Except that those who killed others in self defence would have been found guilty of manslaughter in NSW,SA,VIC,WA on the basis of excessive self defence whereas they were acquitted in the ACT.

Why does that upset you so much? I like the idea of self-defense, and wouldn’t want to go down on manslaughter charges for defending myself against an attacker. Does this all go back to the Anderson case for you? Did you know the guy?

Well, you’d only go down for manslaughter if your response was excessive.

This works both ways, you know – if someone attacked you and you responded with a counter-attack, then they would also be able to claim self-defence from that point.
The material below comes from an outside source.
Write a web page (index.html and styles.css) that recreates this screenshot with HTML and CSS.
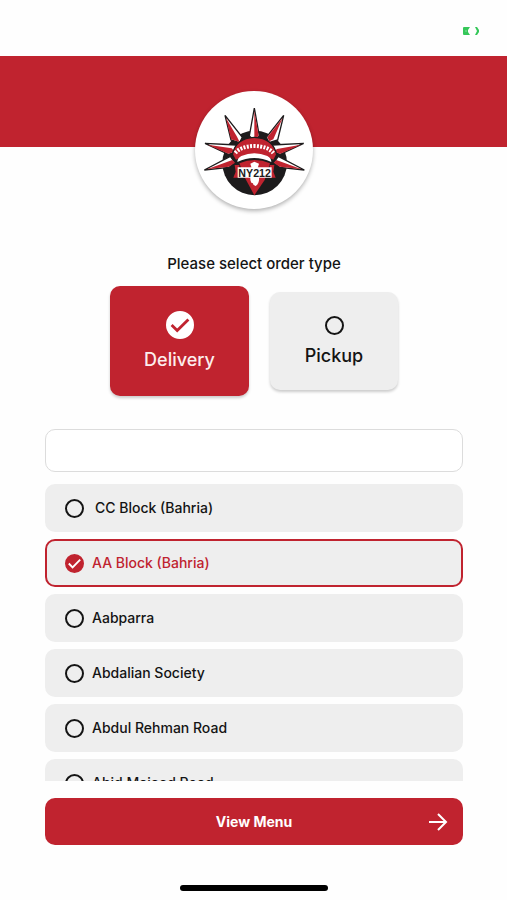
FILE: index.html
```
<!DOCTYPE html>
<html lang="en">
<head>
<meta charset="UTF-8">
<meta name="viewport" content="width=device-width, initial-scale=1">
<title>NY212</title>
<link rel="stylesheet" href="styles.css">
</head>
<body>
  <div class="status">
    <!-- battery -->
    <svg class="battery" viewBox="0 0 16 8" aria-hidden="true">
      <path d="M1 0h6L5 3v2l2 3H1Q0 8 0 7V1Q0 0 1 0z" fill="#35c759"/>
      <path d="M2 3h2v2H2z" fill="#5fd27c"/>
      <path d="M12 0h2l2 3v2l-2 3h-2l2-4z" fill="#35c759"/>
    </svg>
  </div>
  <header class="banner"></header>

  <main class="content">
    <div class="logo">
      <svg viewBox="30 33 354 354" role="img" aria-label="NY212">
        <circle cx="209" cy="249" r="97" fill="#1d1b1c"/>
        <!-- crown spikes -->
        <g fill="#fff" stroke="#1d1b1c" stroke-width="4" stroke-linejoin="miter">
          <path d="M208 84l-15 84 15 14 15-14z"/>
          <path d="M120 106l18 74 26 8 8-16z"/>
          <path d="M296 106l-18 74-26 8-8-16z"/>
          <path d="M60 190l70 33 20-6 4-22z"/>
          <path d="M356 190l-70 33-20-6-4-22z"/>
          <path d="M58 270l74-8 18-14-14-19z"/>
          <path d="M358 270l-74-8-18-14 14-19z"/>
        </g>
        <g fill="#c0232f">
          <path d="M208 92v88l13-13z"/>
          <path d="M123 114l15 64 26 8-8-16z"/>
          <path d="M293 114l-46 58 6 12 12-6z"/>
          <path d="M68 194l62 27 20-6-10-10z"/>
          <path d="M348 194l-62 27-20-6 10-8z"/>
          <path d="M66 268l66-8 18-12-8-8z"/>
          <path d="M350 268l-66-8-18-12 8-8z"/>
        </g>
        <!-- crown -->
        <path d="M142 224q10-50 66-52 56 2 67 52l-9 18q-58-30-114 0z" fill="#c0232f" stroke="#1d1b1c" stroke-width="4"/>
        <path d="M151 219q16-20 57-21 41 1 57 21" fill="none" stroke="#fff" stroke-width="12" stroke-dasharray="6 4"/>
        <path d="M157 246q0-12 12-18 39-16 78 0 12 6 12 18-52-24-102 0z" fill="#fff"/>
        <!-- face -->
        <path d="M163 250q46-20 92 0l-16 50-31 46-28-52z" fill="#c0232f"/>
        <path d="M196 251l12-6 14 6-4 14h-18z" fill="#fff"/>
        <path d="M196 292q14-6 26 0 2 18-10 26-18-6-16-26z" fill="#fff"/>
        <path d="M204 310l6 34-18-36z" fill="#c0232f"/>
        <!-- ribbon -->
        <path d="M149 255h14v38h-18l7-18z" fill="#c0232f"/>
        <path d="M268 255h-14v38h18l-7-18z" fill="#c0232f"/>
        <path d="M158 262h102v31H158z" fill="#fff"/>
        <text class="logo-text" x="209" y="290" text-anchor="middle">NY212</text>
      </svg>
    </div>

    <form class="order">
      <fieldset class="types">
        <legend>Please select order type</legend>
        <div class="type-row">
          <label class="type">
            <span class="radio">
              <input type="radio" name="type" value="delivery" checked>
              <svg viewBox="0 0 20 20" aria-hidden="true"><path d="M4 10l4 4 8-8"/></svg>
            </span>
            Delivery
          </label>
          <label class="type">
            <span class="radio">
              <input type="radio" name="type" value="pickup">
              <svg viewBox="0 0 20 20" aria-hidden="true"><path d="M4 10l4 4 8-8"/></svg>
            </span>
            Pickup
          </label>
        </div>
      </fieldset>

      <input class="search" type="text" aria-label="Search area">

      <div class="areas">
        <label class="area">
          <span class="radio">
            <input type="radio" name="area">
            <svg viewBox="0 0 20 20" aria-hidden="true"><path d="M4 10l4 4 8-8"/></svg>
          </span>
          CC Block (Bahria)
        </label>
        <label class="area">
          <span class="radio">
            <input type="radio" name="area" checked>
            <svg viewBox="0 0 20 20" aria-hidden="true"><path d="M4 10l4 4 8-8"/></svg>
          </span>
          AA Block (Bahria)
        </label>
        <label class="area">
          <span class="radio">
            <input type="radio" name="area">
            <svg viewBox="0 0 20 20" aria-hidden="true"><path d="M4 10l4 4 8-8"/></svg>
          </span>
          Aabparra
        </label>
        <label class="area">
          <span class="radio">
            <input type="radio" name="area">
            <svg viewBox="0 0 20 20" aria-hidden="true"><path d="M4 10l4 4 8-8"/></svg>
          </span>
          Abdalian Society
        </label>
        <label class="area">
          <span class="radio">
            <input type="radio" name="area">
            <svg viewBox="0 0 20 20" aria-hidden="true"><path d="M4 10l4 4 8-8"/></svg>
          </span>
          Abdul Rehman Road
        </label>
        <label class="area">
          <span class="radio">
            <input type="radio" name="area">
            <svg viewBox="0 0 20 20" aria-hidden="true"><path d="M4 10l4 4 8-8"/></svg>
          </span>
          Abid Majeed Road
        </label>
      </div>

      <button class="view-menu" type="submit">
        <span>View Menu</span>
        <svg viewBox="0 0 20 20" aria-hidden="true"><path d="M1 10h17M10 2l8 8-8 8"/></svg>
      </button>
    </form>
  </main>

  <div class="home-bar"></div>
</body>
</html>
```
FILE: styles.css
```
* {
  box-sizing: border-box;
}

body {
  margin: 0;
  height: 100vh;
  display: flex;
  flex-direction: column;
  background: #fefefe;
  color: #141414;
  font-family: Inter, "Open Sans", sans-serif;
  font-weight: 500;
}

.status {
  flex: none;
  height: 56px;
  padding: 27px 28px 0;
  display: flex;
  justify-content: flex-end;
}

.battery {
  width: 16px;
  height: 8px;
}

.banner {
  flex: none;
  height: 91px;
  background: #c0232f;
}

.content {
  flex: 1;
  min-height: 0;
  margin-top: -56px;
  padding: 0 44px 0 45px;
  display: flex;
  flex-direction: column;
}

.logo {
  flex: none;
  align-self: center;
  width: 118px;
  height: 118px;
  border-radius: 50%;
  background: #fff;
  box-shadow: 0 2px 4px rgba(0, 0, 0, 0.3);
}

.logo svg {
  display: block;
}

.logo-text {
  font: bold 32px "Liberation Sans", sans-serif;
  fill: #1d1b1c;
}

.order {
  flex: 1;
  min-height: 0;
  margin-top: 45px;
  display: flex;
  flex-direction: column;
}

.types {
  margin: 0;
  padding: 0;
  border: 0;
}

.types legend {
  margin: 0 auto;
  padding: 0;
  font-size: 15px;
  line-height: 20px;
}

.type-row {
  display: flex;
  justify-content: center;
  align-items: center;
  gap: 21px;
  height: 110px;
  margin-top: 12px;
}

.type {
  display: flex;
  flex-direction: column;
  align-items: center;
  justify-content: center;
  gap: 10px;
  width: 128px;
  height: 98px;
  border-radius: 10px;
  background: #eee;
  box-shadow: 0 2px 3px rgba(0, 0, 0, 0.2);
  font-size: 18px;
  line-height: 22px;
}

.type:has(:checked) {
  width: 139px;
  height: 110px;
  background: #c0232f;
  color: #fceeee;
}

/* the tick lies in the same cell as the circle */
.radio {
  display: grid;
  place-items: center;
}

.radio input,
.radio svg {
  grid-area: 1 / 1;
}

.radio input {
  appearance: none;
  width: 19px;
  height: 19px;
  margin: 0;
  border: 2px solid #141414;
  border-radius: 50%;
}

.radio svg {
  display: none;
  width: 19px;
  height: 19px;
  fill: none;
  stroke: #fff;
  stroke-width: 2;
  pointer-events: none;
}

.radio input:checked {
  border-color: #c0232f;
  background: #c0232f;
}

.radio input:checked + svg {
  display: block;
}

.type .radio input:checked {
  width: 28px;
  height: 28px;
  border-color: #fff;
  background: #fff;
}

.type .radio svg {
  width: 28px;
  height: 28px;
  stroke: #c0232f;
}

.search {
  flex: none;
  width: 100%;
  height: 43px;
  margin: 33px 0 12px;
  padding: 0 14px;
  border: 1px solid #dcdcdc;
  border-radius: 10px;
  background: #fff;
  font: inherit;
  font-size: 14px;
}

.areas {
  flex: 1;
  min-height: 0;
  display: flex;
  flex-direction: column;
  gap: 7px;
  overflow-y: auto;
  scrollbar-width: none;
}

.area {
  flex: none;
  display: flex;
  align-items: center;
  gap: 8px;
  height: 48px;
  padding: 0 18px;
  border: 2px solid #eee;
  border-radius: 10px;
  background: #eee;
  font-size: 14px;
  line-height: 20px;
}

.area:first-child {
  gap: 11px;
}

.area:has(:checked) {
  border-color: #c0232f;
  color: #c0232f;
}

.view-menu {
  flex: none;
  display: grid;
  grid-template-columns: 1fr auto 1fr;
  align-items: center;
  height: 47px;
  margin: 17px 0 0;
  padding: 0 15px;
  border: 0;
  border-radius: 10px;
  background: #c0232f;
  color: #fff;
  font: inherit;
  font-size: 14px;
  font-weight: 700;
}

.view-menu span {
  grid-column: 2;
}

.view-menu svg {
  justify-self: end;
  width: 20px;
  height: 20px;
  fill: none;
  stroke: #fff;
  stroke-width: 2;
}

.home-bar {
  flex: none;
  align-self: center;
  width: 148px;
  height: 6px;
  margin: 40px 0 9px;
  border-radius: 3px;
  background: #000;
}
```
If they then escalated to lethal force, would you be happy that if they could only be done for the initial assault?

The OP seems to be at odds with you here vg – suggesting that if you can prove that self defence caused you to act (or rather, that the Crown can’t disprove it), then you would be acquitted regardless of what action your self defence might take (ie, they slap you, you shoot them).

Seems to me like the OP has detected something of a loop hole in the current law. I would like to think that people qualified to discuss this will, and if changes need to happen they will. Although I won’t hold my breath either way.

Dr K and I were discussing the hypothetical where the “excessive self-defence” doctrine was adopted here, I believe. It was vg who mentioned the slap scenario, perhaps you meant to respond to him.